G.research, a wholly owned subsidiary of GCIA, is a broker-dealer registered under the Securities Exchange Act of 1934, as amended ("1934 Act"), which as a part of its business regularly purchases and sells securities for its own account.
Gabelli Funds, a wholly owned subsidiary of GBL, is a limited liability company. Gabelli Funds is an investment adviser registered under the Advisers Act which provides advisory services for The Gabelli Equity Trust Inc., The Gabelli Asset Fund, The GAMCO Growth Fund, The Gabelli Convertible and Income Securities Fund Inc., The Gabelli Value 25 Fund Inc., The Gabelli Small Cap Growth Fund, The Gabelli Equity Income Fund, The Gabelli ABC Fund, The GAMCO Global Telecommunications Fund, The Gabelli Gold Fund, Inc., The Gabelli Multimedia Trust Inc., The Gabelli Global Rising Income & Dividend Fund, The Gabelli Capital Asset Fund, The GAMCO International Growth Fund, Inc., The GAMCO Global Growth Fund, The Gabelli Utility Trust, The GAMCO Global Opportunity Fund, The Gabelli Utilities Fund, The Gabelli Dividend Growth Fund, The GAMCO Mathers Fund, The Gabelli Focus Five Fund, The Comstock Capital Value Fund, The Gabelli Dividend and Income Trust, The Gabelli Global Utility & Income Trust, The GAMCO Global Gold, Natural Resources, & Income Trust, The GAMCO Natural Resources Gold & Income Trust, The GDL Fund, Gabelli Enterprise Mergers & Acquisitions Fund, The Gabelli ESG Fund, Inc., The Gabelli Healthcare & Wellness Rx Trust, The Gabelli Global Small and Mid Cap Value Trust, Gabelli Value Plus+ Trust, The Gabelli Go Anywhere Trust, Bancroft Fund Ltd. and Ellsworth Growth & Income Fund Ltd. (collectively, the "Funds"), which are registered investment companies. Gabelli Funds is also the investment adviser to The GAMCO International SICAV (sub-funds GAMCO Merger Arbitrage and GAMCO All Cap Value), a UCITS III vehicle.

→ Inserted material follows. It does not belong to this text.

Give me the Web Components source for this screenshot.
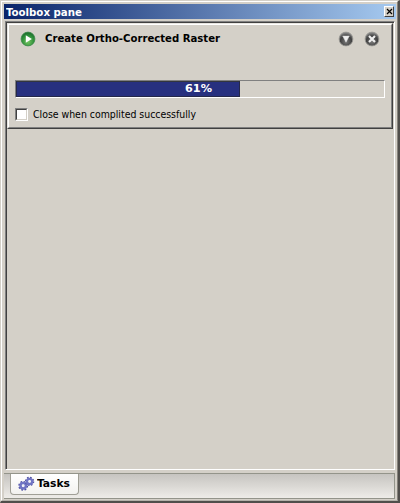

Teton Advisors, an investment adviser registered under the Advisers Act, provides discretionary advisory services to The TETON Westwood Mighty Mitessm Fund, The TETON Westwood Income Fund, The TETON Westwood SmallCap Equity Fund, and The TETON Westwood Mid-Cap Equity Fund.
MJG Associates provides advisory services to private investment partnerships and offshore funds. Mario Gabelli is the sole shareholder, director and employee of MJG Associates. MJG Associates is the Investment Manager of Gabelli International Limited and Gabelli Fund, LDC. Mario J. Gabelli is the general partner of Gabelli Performance Partnership, LP.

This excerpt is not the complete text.